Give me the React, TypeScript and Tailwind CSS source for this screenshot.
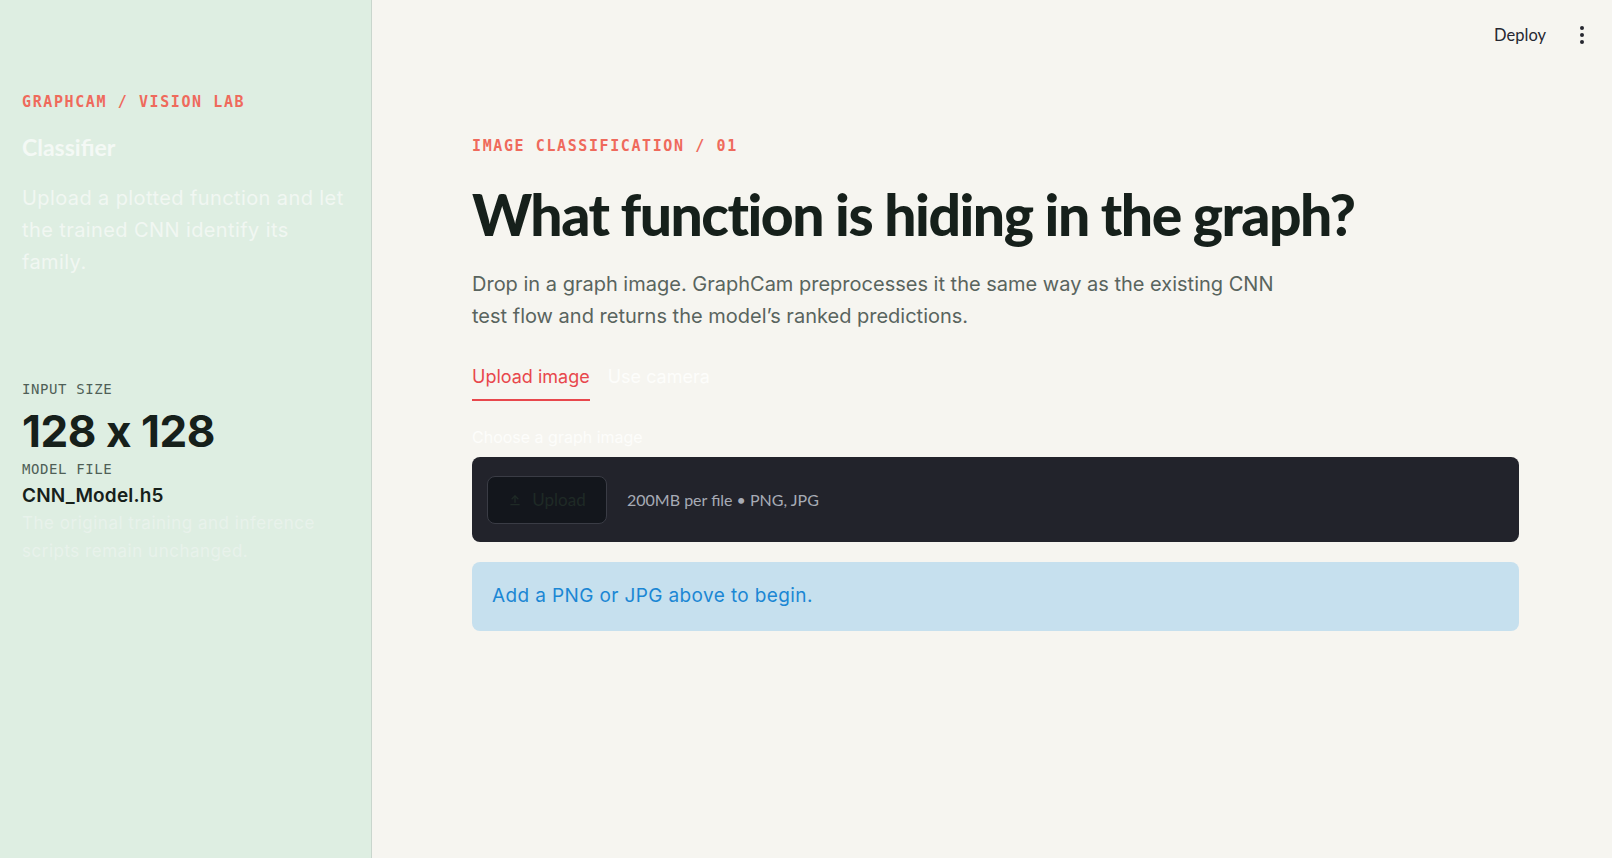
import React, { useState } from 'react';

const grotesk = { fontFamily: 'Inter, "Noto Sans", sans-serif' };

function UploadIcon() {
    return (
        <svg viewBox="0 0 24 24" className="h-[14px] w-[14px]" fill="none" stroke="currentColor" strokeWidth="2.4" strokeLinecap="round" strokeLinejoin="round">
            <path d="M12 16V5" />
            <path d="M7 10l5-5 5 5" />
            <path d="M5 20h14" />
        </svg>
    );
}

function Sidebar() {
    return (
        <aside className="w-[372px] shrink-0 h-full bg-[#deeee2] border-r border-[#c9d6cd] pl-[22px] pr-[24px] pt-[92px]">
            <div className="font-['DejaVu_Sans_Mono',monospace] text-[15px] leading-[20px] font-bold tracking-[1.6px] text-[#ef6a5c]">
                GRAPHCAM / VISION LAB
            </div>
            <h2 className="mt-[20px] font-['Lato',sans-serif] text-[23px] leading-[30px] font-bold text-[#f4f9f5]">
                Classifier
            </h2>
            <p className="mt-[20px] text-[20px] leading-[32px] tracking-[0.02em] text-[#f1f7f2]" style={grotesk}>
                Upload a plotted function and let the trained CNN identify its family.
            </p>

            <div className="mt-[101px] font-['DejaVu_Sans_Mono',monospace] text-[14px] leading-[20px] tracking-[0.6px] text-[#4f5f57]">
                INPUT SIZE
            </div>
            <div className="mt-[8px] text-[44px] leading-[48px] font-bold tracking-[-0.01em] text-[#16201b]" style={grotesk}>
                128 x 128
            </div>
            <div className="mt-[4px] font-['DejaVu_Sans_Mono',monospace] text-[14px] leading-[20px] tracking-[0.6px] text-[#4f5f57]">
                MODEL FILE
            </div>
            <div className="mt-[4px] text-[19px] leading-[26px] font-semibold tracking-[0.01em] text-[#16201b]" style={grotesk}>
                CNN_Model.h5
            </div>
            <p className="text-[17px] leading-[28px] tracking-[0.03em] text-[#e8f2eb]" style={grotesk}>
                The original training and inference scripts remain unchanged.
            </p>
        </aside>
    );
}

export default function App() {
    const [tab, setTab] = useState<'upload' | 'camera'>('upload');

    return (
        <div className="flex h-[858px] w-full overflow-hidden bg-[#f6f5f0]">
            <Sidebar />

            <main className="flex-1 flex flex-col">
                {/* Top bar */}
                <header className="h-[70px] flex items-center justify-end pr-[24px] gap-[30px] font-['Lato',sans-serif]">
                    <span className="text-[16.5px] text-[#262730]">Deploy</span>
                    <span className="flex flex-col items-center gap-[3px] w-[12px]">
                        <span className="w-[4px] h-[4px] rounded-full bg-[#262730]" />
                        <span className="w-[4px] h-[4px] rounded-full bg-[#262730]" />
                        <span className="w-[4px] h-[4px] rounded-full bg-[#262730]" />
                    </span>
                </header>

                <section className="pl-[100px] pr-[93px] pt-[66px]">
                    <div className="font-['DejaVu_Sans_Mono',monospace] text-[15px] leading-[20px] font-bold tracking-[1.6px] text-[#ef6a5c]">
                        IMAGE CLASSIFICATION / 01
                    </div>
                    <h1 className="mt-[22px] font-['Lato',sans-serif] text-[57px] leading-[72px] font-black tracking-[-0.026em] text-[#16201b]">
                        What function is hiding in the graph?
                    </h1>
                    <p className="mt-[18px] max-w-[820px] text-[20px] leading-[32px] text-[#59645e]" style={grotesk}>
                        Drop in a graph image. GraphCam preprocesses it the same way as the existing CNN test flow and returns the model’s ranked predictions.
                    </p>

                    {/* Tabs */}
                    <div className="mt-[33px] flex gap-[18px] text-[18px] leading-[24px]" style={grotesk}>
                        <button
                            type="button"
                            onClick={() => setTab('upload')}
                            className={`pb-[10px] border-b-2 ${tab === 'upload' ? 'border-[#e8474c] text-[#e8474c]' : 'border-transparent text-[#fdfdfb]'}`}
                        >
                            Upload image
                        </button>
                        <button
                            type="button"
                            onClick={() => setTab('camera')}
                            className={`pb-[10px] border-b-2 ${tab === 'camera' ? 'border-[#e8474c] text-[#e8474c]' : 'border-transparent text-[#fdfdfb]'}`}
                        >
                            Use camera
                        </button>
                    </div>

                    <label className="block mt-[26px] text-[16px] leading-[20px] text-[#fdfdfb]" style={grotesk}>
                        Choose a graph image
                    </label>

                    {/* Drop zone */}
                    <div className="mt-[10px] h-[85px] rounded-[8px] bg-[#22232b] flex items-center px-[15px] gap-[20px] font-['Lato',sans-serif]">
                        <button
                            type="button"
                            className="h-[48px] w-[120px] rounded-[8px] border border-[#3a3c45] bg-[#13161c] flex items-center justify-center gap-[10px] text-[17px] text-[#1f2a26]"
                        >
                            <UploadIcon />
                            Upload
                        </button>
                        <span className="text-[16px] text-[#a7abb5]">200MB per file • PNG, JPG</span>
                    </div>

                    {/* Status */}
                    <div className="mt-[20px] h-[69px] rounded-[8px] bg-[#c6e0ee] flex items-center px-[20px]">
                        <span className="text-[19px] tracking-[0.02em] text-[#1b87d4]" style={grotesk}>
                            Add a PNG or JPG above to begin.
                        </span>
                    </div>
                </section>
            </main>
        </div>
    );
}
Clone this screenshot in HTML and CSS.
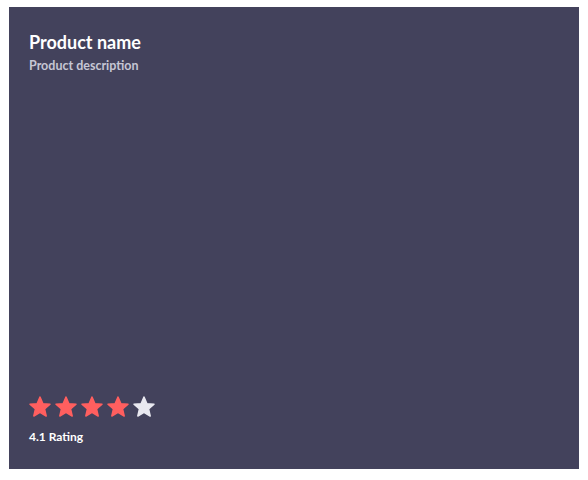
FILE: index.html
```html
<!DOCTYPE html>
<html>
<head>
<meta charset="utf-8">
<link rel="stylesheet" href="styles.css">
</head>
<body>
<div class="card">
  <div class="head">
    <div class="title">Product name</div>
    <div class="desc">Product description</div>
  </div>
  <div class="foot">
    <div class="stars">
      <svg class="star on" viewBox="0 0 24 24"><path d="M12 17.27L18.18 21l-1.64-7.03L22 9.24l-7.19-.61L12 2 9.19 8.63 2 9.24l5.46 4.73L5.82 21z" stroke-linejoin="round" stroke-width="1.5"/></svg>
      <svg class="star on" viewBox="0 0 24 24"><path d="M12 17.27L18.18 21l-1.64-7.03L22 9.24l-7.19-.61L12 2 9.19 8.63 2 9.24l5.46 4.73L5.82 21z" stroke-linejoin="round" stroke-width="1.5"/></svg>
      <svg class="star on" viewBox="0 0 24 24"><path d="M12 17.27L18.18 21l-1.64-7.03L22 9.24l-7.19-.61L12 2 9.19 8.63 2 9.24l5.46 4.73L5.82 21z" stroke-linejoin="round" stroke-width="1.5"/></svg>
      <svg class="star on" viewBox="0 0 24 24"><path d="M12 17.27L18.18 21l-1.64-7.03L22 9.24l-7.19-.61L12 2 9.19 8.63 2 9.24l5.46 4.73L5.82 21z" stroke-linejoin="round" stroke-width="1.5"/></svg>
      <svg class="star off" viewBox="0 0 24 24"><path d="M12 17.27L18.18 21l-1.64-7.03L22 9.24l-7.19-.61L12 2 9.19 8.63 2 9.24l5.46 4.73L5.82 21z" stroke-linejoin="round" stroke-width="1.5"/></svg>
    </div>
    <div class="rating">4.1 Rating</div>
  </div>
</div>
</body>
</html>
```
FILE: styles.css
```css
html, body {
  margin: 0;
  padding: 0;
  background: #ffffff;
}
body {
  padding: 7px 9px;
  font-family: Lato, "Open Sans", sans-serif;
}
.card {
  box-sizing: border-box;
  width: 570px;
  height: 462px;
  background: #43425c;
  padding: 24px 20px 24px 20px;
  display: flex;
  flex-direction: column;
  justify-content: space-between;
}
.title {
  color: #ffffff;
  font-weight: 700;
  font-size: 18px;
  line-height: 22px;
}
.desc {
  color: #c6c6d4;
  font-weight: 700;
  font-size: 12.5px;
  line-height: 18px;
  margin-top: 4px;
}
.stars {
  display: flex;
  gap: 2px;
  margin-left: -1px;
}
.star {
  width: 24px;
  height: 24px;
}
.star.on {
  fill: #ff5f5f;
  stroke: #ff5f5f;
}
.star.off {
  fill: #e9e9f0;
  stroke: #e9e9f0;
}
.rating {
  color: #ffffff;
  font-weight: 700;
  font-size: 12px;
  line-height: 16px;
  margin-top: 10px;
}
```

+++

* [WHAT IS ASKED]:
Scan the listing above for the word "screenshot" and copy every line that holds it.

* [SOLUTION]:
Give me the React, TypeScript and Tailwind CSS source for this screenshot.
Clone this screenshot in HTML and CSS.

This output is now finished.